Tuesday, November 16, 2010

The Thanksgiving Rip-Off

I used to think Abraham Lincoln was a smart guy until I realized it was his idea to put Thanksgiving between Halloween and Christmas.  I mean, c’mon.  This poor holiday never stood a chance.  Abe, what were you thinking? 
All it takes is a mid-October stroll through Wal-Mart to see what I’m talking about.  By this time the store is plastered with acres of Halloween costumes and creepy decorations.  And what’s that I see in the back?  Oh yeah, Christmas trees!    Where are all the turkeys?  Where are all the pilgrims?  I’ll tell you where they are, crammed into a two-foot wide end cap between plastic pumpkins and Bing Crosby CDs. 
Seriously, you have one holiday that’s all about getting candy, and one holiday that’s all about getting gifts.  How could turkey and football possibly compete with that?   Sure we have pie, but you can’t build a holiday on pie alone.   Where are the colorful Thanksgiving mascots, like Santa and the Easter Bunny?  Where are the cartoons?  Where are the movies?  Where are the lawn decorations?  Where are the parades? 
Okay, so there is a parade.  I’ll give you that, but it’s not like it’s a Thanksgiving-themed parade.  You’ll see one actual Thanksgiving float that gets lost in a sea of marching bands and character balloons.  That is, of course, until Santa rides in and steals the show. 
Don’t even get me started on the songs.  I mean “Over the River and Through the Woods”?   What kind of a holiday theme is that?  How could it even hope to stand up to Jingle Bells and the Monster Mash?
Let’s be honest.  Thanksgiving gets a raw deal. 
But maybe that’s for the best.  Maybe the reason it’s so hard to commercialize and mythologize is because it’s clearly about one simple thing.  Giving thanks.  You can’t miss it.  It’s right there in the name. 
Perhaps Honest Abe had more going on in his stove-pipe hat than I’m giving him credit for.   Maybe he knew that by making it so simple, we couldn’t mess it up. 
Throughout the Bible you’ll see that God did the same thing.  He commanded His people to celebrate all kinds of holidays with the sole purpose of remembering what He had done.   See, God knew what Abe probably realized too.  When we forget what God has done in our past, we forget to rely on Him for our future.  We forget to have courage.  We forget to have hope.  We forget that nothing is impossible with Him.
But when we give thanks, well, that’s a totally different story.  When we give thanks, we remember all the times He’s pulled our fat out of the fire.  When we give thanks, we remember all the times He’s saved us from our own dumb mistakes.  When we give thanks, we remember that God delights in surprising his children with good things.  Every good and perfect gift comes from above, the Bible says, from our heavenly Father whose character does not change.
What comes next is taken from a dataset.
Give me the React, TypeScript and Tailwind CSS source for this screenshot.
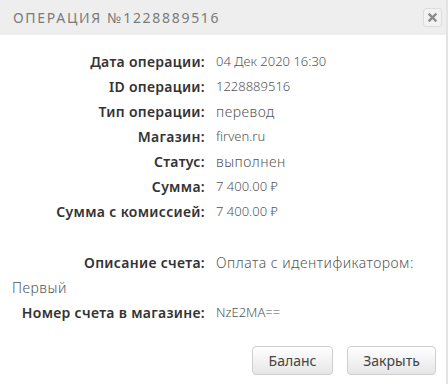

So this year, when we’re sitting around the living room with our bellies stuffed with turkey, making our Christmas lists for a Friday shopping spree, let’s  all make a deal to just stop for a minute and make another list first.   A list of all the times God’s come through.  A list of all the good gifts we enjoy every day.  A thankgsgiving list.  I believe that would be enough to make Abe proud.